Directions:
Below is a block of records; return all of them exactly, but without the images.

━━━ Dataset extract ━━━

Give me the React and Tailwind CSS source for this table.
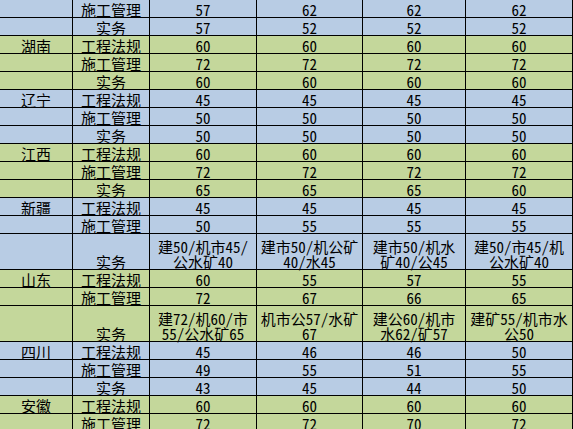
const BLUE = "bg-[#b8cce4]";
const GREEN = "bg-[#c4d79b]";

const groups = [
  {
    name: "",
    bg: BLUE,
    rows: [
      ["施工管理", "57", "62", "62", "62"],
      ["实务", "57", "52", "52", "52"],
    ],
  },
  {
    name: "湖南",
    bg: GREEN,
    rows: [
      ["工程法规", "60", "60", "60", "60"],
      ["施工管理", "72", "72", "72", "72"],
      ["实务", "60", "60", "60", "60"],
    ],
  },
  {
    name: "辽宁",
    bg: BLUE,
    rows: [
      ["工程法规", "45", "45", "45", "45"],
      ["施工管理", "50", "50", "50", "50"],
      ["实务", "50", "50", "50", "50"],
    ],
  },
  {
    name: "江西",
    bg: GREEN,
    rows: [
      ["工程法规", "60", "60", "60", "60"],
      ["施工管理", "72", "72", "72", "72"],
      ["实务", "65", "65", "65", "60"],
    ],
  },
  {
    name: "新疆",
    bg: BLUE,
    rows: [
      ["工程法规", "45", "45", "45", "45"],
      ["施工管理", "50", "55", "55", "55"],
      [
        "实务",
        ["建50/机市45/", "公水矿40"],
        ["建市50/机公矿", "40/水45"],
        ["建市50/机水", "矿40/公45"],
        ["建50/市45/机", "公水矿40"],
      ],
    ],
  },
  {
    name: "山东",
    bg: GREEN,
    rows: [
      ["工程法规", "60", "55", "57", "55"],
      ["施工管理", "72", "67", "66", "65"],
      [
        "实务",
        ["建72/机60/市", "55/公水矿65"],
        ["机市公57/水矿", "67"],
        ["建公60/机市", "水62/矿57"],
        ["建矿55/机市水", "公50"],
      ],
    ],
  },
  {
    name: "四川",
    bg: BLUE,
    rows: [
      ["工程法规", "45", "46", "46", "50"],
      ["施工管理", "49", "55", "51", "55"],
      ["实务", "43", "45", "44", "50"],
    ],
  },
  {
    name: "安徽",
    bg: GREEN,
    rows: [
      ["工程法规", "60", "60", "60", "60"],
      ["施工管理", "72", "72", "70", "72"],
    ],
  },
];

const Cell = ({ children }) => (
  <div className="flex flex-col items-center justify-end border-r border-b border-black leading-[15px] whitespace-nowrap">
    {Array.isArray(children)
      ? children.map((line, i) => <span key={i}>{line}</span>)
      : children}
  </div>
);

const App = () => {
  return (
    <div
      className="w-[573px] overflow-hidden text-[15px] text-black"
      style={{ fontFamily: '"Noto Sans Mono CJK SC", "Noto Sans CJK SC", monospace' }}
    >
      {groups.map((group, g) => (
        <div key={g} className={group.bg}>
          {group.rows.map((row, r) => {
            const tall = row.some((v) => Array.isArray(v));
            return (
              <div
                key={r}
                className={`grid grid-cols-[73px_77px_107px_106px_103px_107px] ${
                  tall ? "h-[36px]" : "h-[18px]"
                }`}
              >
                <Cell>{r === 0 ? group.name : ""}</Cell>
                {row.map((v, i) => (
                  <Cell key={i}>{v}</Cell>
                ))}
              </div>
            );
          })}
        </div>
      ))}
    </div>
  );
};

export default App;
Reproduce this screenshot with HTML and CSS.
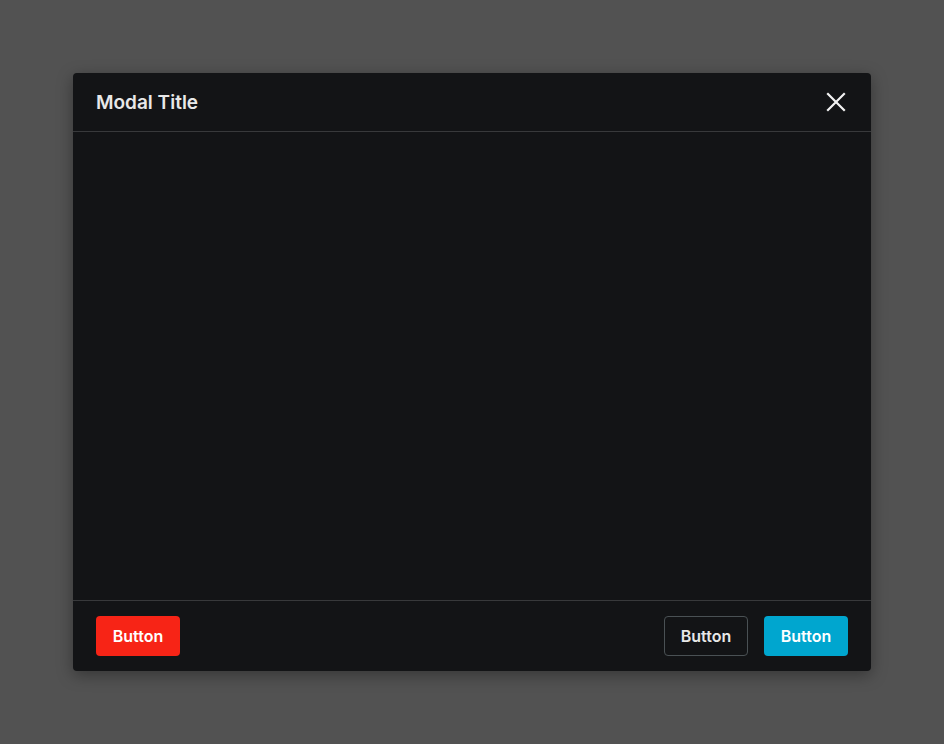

━━━

Answer below:
Give me the React and Tailwind CSS source for this table.
const BLUE = "bg-[#b8cce4]";
const GREEN = "bg-[#c4d79b]";

const groups = [
  {
    name: "",
    bg: BLUE,
    rows: [
      ["施工管理", "57", "62", "62", "62"],
      ["实务", "57", "52", "52", "52"],
    ],
  },
  {
    name: "湖南",
    bg: GREEN,
    rows: [
      ["工程法规", "60", "60", "60", "60"],
      ["施工管理", "72", "72", "72", "72"],
      ["实务", "60", "60", "60", "60"],
    ],
  },
  {
    name: "辽宁",
    bg: BLUE,
    rows: [
      ["工程法规", "45", "45", "45", "45"],
      ["施工管理", "50", "50", "50", "50"],
      ["实务", "50", "50", "50", "50"],
    ],
  },
  {
    name: "江西",
    bg: GREEN,
    rows: [
      ["工程法规", "60", "60", "60", "60"],
      ["施工管理", "72", "72", "72", "72"],
      ["实务", "65", "65", "65", "60"],
    ],
  },
  {
    name: "新疆",
    bg: BLUE,
    rows: [
      ["工程法规", "45", "45", "45", "45"],
      ["施工管理", "50", "55", "55", "55"],
      [
        "实务",
        ["建50/机市45/", "公水矿40"],
        ["建市50/机公矿", "40/水45"],
        ["建市50/机水", "矿40/公45"],
        ["建50/市45/机", "公水矿40"],
      ],
    ],
  },
  {
    name: "山东",
    bg: GREEN,
    rows: [
      ["工程法规", "60", "55", "57", "55"],
      ["施工管理", "72", "67", "66", "65"],
      [
        "实务",
        ["建72/机60/市", "55/公水矿65"],
        ["机市公57/水矿", "67"],
        ["建公60/机市", "水62/矿57"],
        ["建矿55/机市水", "公50"],
      ],
    ],
  },
  {
    name: "四川",
    bg: BLUE,
    rows: [
      ["工程法规", "45", "46", "46", "50"],
      ["施工管理", "49", "55", "51", "55"],
      ["实务", "43", "45", "44", "50"],
    ],
  },
  {
    name: "安徽",
    bg: GREEN,
    rows: [
      ["工程法规", "60", "60", "60", "60"],
      ["施工管理", "72", "72", "70", "72"],
    ],
  },
];

const Cell = ({ children }) => (
  <div className="flex flex-col items-center justify-end border-r border-b border-black leading-[15px] whitespace-nowrap">
    {Array.isArray(children)
      ? children.map((line, i) => <span key={i}>{line}</span>)
      : children}
  </div>
);

const App = () => {
  return (
    <div
      className="w-[573px] overflow-hidden text-[15px] text-black"
      style={{ fontFamily: '"Noto Sans Mono CJK SC", "Noto Sans CJK SC", monospace' }}
    >
      {groups.map((group, g) => (
        <div key={g} className={group.bg}>
          {group.rows.map((row, r) => {
            const tall = row.some((v) => Array.isArray(v));
            return (
              <div
                key={r}
                className={`grid grid-cols-[73px_77px_107px_106px_103px_107px] ${
                  tall ? "h-[36px]" : "h-[18px]"
                }`}
              >
                <Cell>{r === 0 ? group.name : ""}</Cell>
                {row.map((v, i) => (
                  <Cell key={i}>{v}</Cell>
                ))}
              </div>
            );
          })}
        </div>
      ))}
    </div>
  );
};

export default App;
Reproduce this screenshot with HTML and CSS.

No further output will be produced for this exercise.